Hundreds killed in China gas blast

Associated Press

SHANGHAI, China – A gas explosion in a coal mine in China’s northeast killed at least 203 miners, the government said today, in the deadliest such disaster reported since communist rule began in 1949.

The explosion Monday afternoon at the Sunjiawan mine in Liaoning province also injured 22 others and trapped 13 underground, the official Xinhua News Agency reported.

The cause of the blast, which occurred 794 feet underground, was under investigation, it said.

President Hu Jintao and other Chinese leaders issued orders for local officials “to spare no effort to rescue those stranded in the mine,” Xinhua said. It said they called for “strict measures” to prevent any more such disasters.

China has suffered a string of deadly mining disasters in recent months despite a nationwide safety crackdown.

A blast in the northern province of Shaanxi in November killed 166 miners. Another explosion in October killed 148. Before that, the deadliest recent reported mining accident was a fire in southern China that killed 162 miners in 2000.

The disaster Monday was the deadliest reported by the Chinese government since the 1949 communist revolution.

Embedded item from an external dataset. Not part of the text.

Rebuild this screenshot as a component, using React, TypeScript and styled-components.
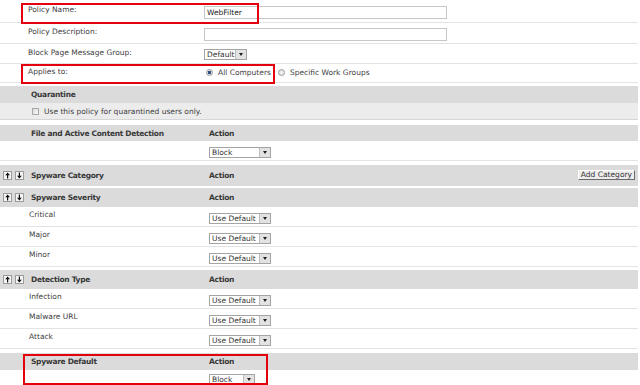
import styled, { createGlobalStyle } from "styled-components";

const GlobalStyle = createGlobalStyle`
  * { box-sizing: border-box; }
  body {
    margin: 0;
    background: #fff;
    font-family: "DejaVu Sans", Verdana, sans-serif;
    font-size: 7.5px;
    color: #404040;
  }
`;

const Page = styled.div`
  position: relative;
  width: 638px;
  height: 385px;
  overflow: hidden;
`;

const FieldRow = styled.div<{ $h: number }>`
  display: grid;
  grid-template-columns: 204px 1fr;
  align-items: center;
  height: ${(p) => p.$h}px;
  border-bottom: 1px solid #e3e3e3;
`;

const FieldLabel = styled.div`
  padding: 0 0 3px 28px;
`;

const TextBox = styled.div`
  width: 243px;
  height: 13px;
  border: 1px solid #c6c6c6;
  padding-left: 2px;
  line-height: 11px;
  color: #222;
  margin-top: 2px;
`;

const Section = styled.div<{ $gap: number }>`
  margin-top: ${(p) => p.$gap}px;
`;

const SectionHead = styled.div<{ $h: number }>`
  display: grid;
  grid-template-columns: 31px 178px 1fr auto;
  align-items: center;
  height: ${(p) => p.$h}px;
  background: #dbdbdb;
  font-weight: bold;
  letter-spacing: -0.3px;
  color: #383838;
  padding-right: 3px;
`;

const MoveButtons = styled.div`
  display: flex;
  gap: 3px;
  padding: 0 0 1px 3px;
`;

const MoveButton = styled.span`
  display: flex;
  width: 9px;
  height: 9px;
  border: 1px solid #9c9c9c;
  background: #f4f4f4;
`;

const AddButton = styled.span`
  font-weight: normal;
  letter-spacing: 0;
  color: #333;
  height: 10px;
  line-height: 8px;
  padding: 0 2px;
  background: #ececec;
  border: 1px solid;
  border-color: #fff #6a6a6a #6a6a6a #fff;
  margin-bottom: 1px;
`;

const QuarantineBody = styled.div`
  display: flex;
  align-items: center;
  gap: 5px;
  height: 17px;
  padding-left: 32px;
  background: #ececec;
  border-bottom: 1px solid #d6d6d6;
`;

const CheckBox = styled.span`
  width: 7px;
  height: 7px;
  border: 1px solid #a8a8a8;
  background: linear-gradient(135deg, #dcdcdc, #f8f8f8);
  margin-top: 1px;
`;

const ItemRow = styled.div`
  display: grid;
  grid-template-columns: 209px auto;
  align-items: start;
  height: 20px;
  border-bottom: 1px solid #e3e3e3;
`;

const ItemLabel = styled.div`
  padding: 3px 0 0 29px;
`;

const Select = styled.div<{ $w: number; $top: number }>`
  display: flex;
  width: ${(p) => p.$w}px;
  height: 11px;
  margin-top: ${(p) => p.$top}px;
  border: 1px solid #a4a4a4;
  background: #fff;
  color: #333;
`;

const SelectText = styled.span`
  flex: 1;
  padding-left: 2px;
  line-height: 9px;
  white-space: nowrap;
`;

const SelectArrow = styled.span`
  display: flex;
  align-items: center;
  justify-content: center;
  width: 11px;
  border-left: 1px solid #bdbdbd;
  background: #e2e2e2;

  &::after {
    content: "";
    border-left: 2.5px solid transparent;
    border-right: 2.5px solid transparent;
    border-top: 3px solid #1e1e1e;
  }
`;

const RadioGroup = styled.div`
  display: flex;
  align-items: center;
  padding: 0 0 1px 2px;
`;

const Radio = styled.span<{ $on?: boolean }>`
  width: 7px;
  height: 7px;
  border-radius: 50%;
  border: 1px solid #9d9d9d;
  background: ${(p) =>
    p.$on
      ? "radial-gradient(circle, #2d4f86 0 1.4px, #dedede 1.8px)"
      : "radial-gradient(circle, #f6f6f6, #d8d8d8)"};
  margin-right: 5px;
`;

const RadioText = styled.span`
  margin-right: 7px;
`;

const Highlight = styled.div<{ $x: number; $y: number; $w: number; $h: number }>`
  position: absolute;
  left: ${(p) => p.$x}px;
  top: ${(p) => p.$y}px;
  width: ${(p) => p.$w}px;
  height: ${(p) => p.$h}px;
  border: 2px solid #e4000c;
  pointer-events: none;
`;

function Arrow({ up }: { up?: boolean }) {
  return (
    <svg width="7" height="7" viewBox="0 0 7 7">
      <g transform={up ? undefined : "rotate(180 3.5 3.5)"} fill="#111">
        <rect x="3" y="2.5" width="1.2" height="4" />
        <polygon points="3.6,0.5 1.2,3.3 6,3.3" />
      </g>
    </svg>
  );
}

function Dropdown({ value, width, top = 6 }: { value: string; width: number; top?: number }) {
  return (
    <Select $w={width} $top={top}>
      <SelectText>{value}</SelectText>
      <SelectArrow />
    </Select>
  );
}

function Head({ title, h, arrows, extra }: { title: string; h: number; arrows?: boolean; extra?: React.ReactNode }) {
  return (
    <SectionHead $h={h}>
      <MoveButtons>
        {arrows && (
          <>
            <MoveButton><Arrow up /></MoveButton>
            <MoveButton><Arrow /></MoveButton>
          </>
        )}
      </MoveButtons>
      <span>{title}</span>
      <span>Action</span>
      {extra ?? <span />}
    </SectionHead>
  );
}

const severities = ["Critical", "Major", "Minor"];
const detections = ["Infection", "Malware URL", "Attack"];

export default function App() {
  return (
    <Page>
      <GlobalStyle />

      <FieldRow $h={23}>
        <FieldLabel>Policy Name:</FieldLabel>
        <TextBox>WebFilter</TextBox>
      </FieldRow>
      <FieldRow $h={21}>
        <FieldLabel>Policy Description:</FieldLabel>
        <TextBox />
      </FieldRow>
      <FieldRow $h={20}>
        <FieldLabel>Block Page Message Group:</FieldLabel>
        <Dropdown value="Default" width={43} top={2} />
      </FieldRow>
      <FieldRow $h={19}>
        <FieldLabel>Applies to:</FieldLabel>
        <RadioGroup>
          <Radio $on />
          <RadioText>All Computers</RadioText>
          <Radio />
          <RadioText>Specific Work Groups</RadioText>
        </RadioGroup>
      </FieldRow>

      <Section $gap={3}>
        <SectionHead $h={17}>
          <span />
          <span>Quarantine</span>
        </SectionHead>
        <QuarantineBody>
          <CheckBox />
          <span>Use this policy for quarantined users only.</span>
        </QuarantineBody>
      </Section>

      <Section $gap={5}>
        <Head title="File and Active Content Detection" h={16} />
        <ItemRow>
          <ItemLabel />
          <Dropdown value="Block" width={62} />
        </ItemRow>
      </Section>

      <Section $gap={4}>
        <Head title="Spyware Category" h={21} arrows extra={<AddButton>Add Category</AddButton>} />
      </Section>

      <Section $gap={2}>
        <Head title="Spyware Severity" h={19} arrows />
        {severities.map((s) => (
          <ItemRow key={s}>
            <ItemLabel>{s}</ItemLabel>
            <Dropdown value="Use Default" width={62} />
          </ItemRow>
        ))}
      </Section>

      <Section $gap={3}>
        <Head title="Detection Type" h={19} arrows />
        {detections.map((d) => (
          <ItemRow key={d}>
            <ItemLabel>{d}</ItemLabel>
            <Dropdown value="Use Default" width={62} />
          </ItemRow>
        ))}
      </Section>

      <Section $gap={4}>
        <Head title="Spyware Default" h={17} />
        <ItemRow>
          <ItemLabel />
          <Dropdown value="Block" width={46} top={4} />
        </ItemRow>
      </Section>

      <Highlight $x={21} $y={3} $w={238} $h={21} />
      <Highlight $x={21} $y={64} $w={254} $h={20} />
      <Highlight $x={23} $y={354} $w={245} $h={31} />
    </Page>
  );
}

However, until the late 1990s, when the government began regularly announcing statistics on mining deaths, many industrial accidents were never disclosed.

In 1942, China’s northeast was the scene of the world’s deadliest coal mining disaster when an accident killed 1,549 miners in Japanese-occupied Manchuria during World War II.

The explosion at Sunjiawan happened about 10 minutes after an earthquake shook the mine, Xinhua said, citing Zhang Yunfu, vice general manager of the Fuxin mine group.

A duty officer at the provincial Safety Production Supervision Bureau said she had no details and directed queries to the department in charge of coal mines. Calls to that department and others were not answered.

An official at the Fuxin Coal Industry (Group) Company said he was too busy to comment.

China’s mines are by far the world’s deadliest, with more than 6,000 deaths last year in floods, explosions and fires.

The government said that toll was 8 percent below the number killed the previous year. But the government says China’s fatality rate per ton of coal mined is still 100 times that of the United States.

China says it accounted for 80 percent of all coal mining deaths worldwide last year. Mine owners and local officials are frequently blamed for putting profits ahead of safety, especially as the nation’s soaring energy needs increase demand for coal.